[Entries with page source code]

· · · ·

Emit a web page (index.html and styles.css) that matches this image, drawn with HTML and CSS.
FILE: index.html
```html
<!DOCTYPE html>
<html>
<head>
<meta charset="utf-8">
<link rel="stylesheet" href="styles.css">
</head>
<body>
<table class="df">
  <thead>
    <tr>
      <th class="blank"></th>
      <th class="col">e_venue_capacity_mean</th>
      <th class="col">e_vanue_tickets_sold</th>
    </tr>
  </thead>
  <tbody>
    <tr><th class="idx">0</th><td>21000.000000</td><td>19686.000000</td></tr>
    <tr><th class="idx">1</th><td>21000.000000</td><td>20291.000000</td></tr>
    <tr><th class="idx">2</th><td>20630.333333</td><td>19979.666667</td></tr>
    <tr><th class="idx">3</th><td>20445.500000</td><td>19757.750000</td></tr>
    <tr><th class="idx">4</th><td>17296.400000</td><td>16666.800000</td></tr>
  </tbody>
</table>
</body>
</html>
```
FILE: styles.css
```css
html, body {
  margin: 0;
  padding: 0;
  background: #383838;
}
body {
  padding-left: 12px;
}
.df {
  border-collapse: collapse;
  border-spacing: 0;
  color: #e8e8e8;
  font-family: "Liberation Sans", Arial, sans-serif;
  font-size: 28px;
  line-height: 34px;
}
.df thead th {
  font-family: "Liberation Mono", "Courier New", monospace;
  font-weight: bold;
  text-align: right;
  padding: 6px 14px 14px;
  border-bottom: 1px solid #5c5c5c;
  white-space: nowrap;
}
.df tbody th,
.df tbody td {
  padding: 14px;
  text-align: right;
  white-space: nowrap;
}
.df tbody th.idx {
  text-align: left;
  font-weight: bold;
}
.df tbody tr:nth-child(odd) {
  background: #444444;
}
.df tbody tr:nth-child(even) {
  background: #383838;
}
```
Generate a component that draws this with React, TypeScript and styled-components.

· · · ·

→ Written task
Each entry above is to be set down again in exactly the same words.

→ Result for this task
Emit a web page (index.html and styles.css) that matches this image, drawn with HTML and CSS.
FILE: index.html
```html
<!DOCTYPE html>
<html>
<head>
<meta charset="utf-8">
<link rel="stylesheet" href="styles.css">
</head>
<body>
<table class="df">
  <thead>
    <tr>
      <th class="blank"></th>
      <th class="col">e_venue_capacity_mean</th>
      <th class="col">e_vanue_tickets_sold</th>
    </tr>
  </thead>
  <tbody>
    <tr><th class="idx">0</th><td>21000.000000</td><td>19686.000000</td></tr>
    <tr><th class="idx">1</th><td>21000.000000</td><td>20291.000000</td></tr>
    <tr><th class="idx">2</th><td>20630.333333</td><td>19979.666667</td></tr>
    <tr><th class="idx">3</th><td>20445.500000</td><td>19757.750000</td></tr>
    <tr><th class="idx">4</th><td>17296.400000</td><td>16666.800000</td></tr>
  </tbody>
</table>
</body>
</html>
```
FILE: styles.css
```css
html, body {
  margin: 0;
  padding: 0;
  background: #383838;
}
body {
  padding-left: 12px;
}
.df {
  border-collapse: collapse;
  border-spacing: 0;
  color: #e8e8e8;
  font-family: "Liberation Sans", Arial, sans-serif;
  font-size: 28px;
  line-height: 34px;
}
.df thead th {
  font-family: "Liberation Mono", "Courier New", monospace;
  font-weight: bold;
  text-align: right;
  padding: 6px 14px 14px;
  border-bottom: 1px solid #5c5c5c;
  white-space: nowrap;
}
.df tbody th,
.df tbody td {
  padding: 14px;
  text-align: right;
  white-space: nowrap;
}
.df tbody th.idx {
  text-align: left;
  font-weight: bold;
}
.df tbody tr:nth-child(odd) {
  background: #444444;
}
.df tbody tr:nth-child(even) {
  background: #383838;
}
```
Generate a component that draws this with React, TypeScript and styled-components.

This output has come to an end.